The strategic objective here was clear. By targeting the communications of the German Greens and other key political factions, the attackers—widely suspected to be Russian state actors—aimed to extract strategic intelligence and exert political pressure. This is a classic asymmetric warfare tactic where the cost of the attack is negligible compared to the geopolitical value of the data harvested.
The Vulnerability of the Endpoint
In the world of high-stakes intelligence, the protocol is rarely the target. Instead, hackers focus on the human-to-software interface. In this specific breach, attackers likely utilized a combination of sophisticated phishing and SS7 signaling vulnerabilities to intercept SMS verification codes. Once an attacker controls the verification process, they can register the target's account on a new device, effectively locking out the original user and gaining access to future messages.
This incident exposes a fundamental flaw in how we view digital privacy. We have spent a decade prioritizing End-to-End Encryption (E2EE) while ignoring the security of the hardware endpoints. If the operating system or the SMS gateway is compromised, the encryption layer becomes irrelevant. For the German government, this represents a failure to implement hardware-based multi-factor authentication (MFA) across all sensitive communication channels.
- Account Takeover (ATO) is now a more viable threat than traditional wiretapping.
- State-sponsored groups are moving up the stack to target the application layer rather than the network layer.
- SMS-based 2FA is a legacy security model that should be considered deprecated for any high-value target.
The Business of State-Sponsored Disruption
We are seeing a shift in the unit economics of espionage. Traditional physical surveillance requires massive manpower and localized presence.

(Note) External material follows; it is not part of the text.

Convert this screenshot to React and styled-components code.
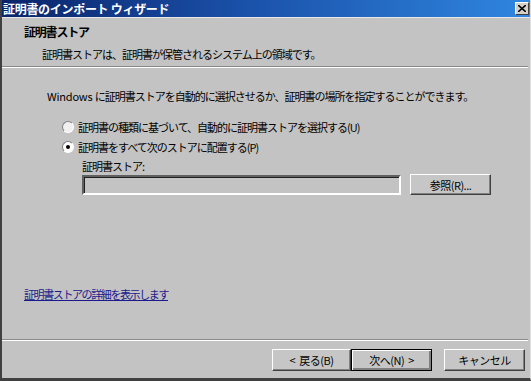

Digital infiltration, conversely, scales globally with zero marginal cost. For Russia, compromising the German political elite provides a high return on investment (ROI) by destabilizing the European Union's most influential economy from within.

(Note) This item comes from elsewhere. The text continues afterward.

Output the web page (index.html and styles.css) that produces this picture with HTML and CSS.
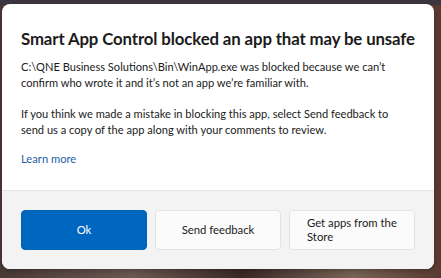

"Cybersecurity is no longer a technical support issue; it is a primary pillar of national sovereignty and economic stability."
The fallout from this breach will likely accelerate the transition toward sovereign communication platforms. European governments are increasingly wary of relying on US-based or non-profit apps like Signal, despite their technical merits. The push for strategic autonomy in tech will likely result in a surge of funding for domestic, government-vetted encrypted systems that provide more granular control over user authentication and device management.
Competitive Moats and the Trust Deficit
For Signal, this is a branding crisis they didn't ask for. While the Signal Foundation maintains that their servers were not breached, the public perception of the app's "unhackable" status has been dented. This creates a vacuum that enterprise-grade competitors like Threema or Element are eager to fill. These platforms offer localized server hosting and decentralized architectures that mitigate the risks associated with centralized phone-number-based registration.
I am betting against any platform that relies solely on SMS-based verification for high-security users. The future of secure communication belongs to companies that integrate physical security keys (YubiKeys) and biometric hardware locks into the core of their identity management. If you are a founder or a high-net-worth individual, your reliance on a phone number is your greatest liability.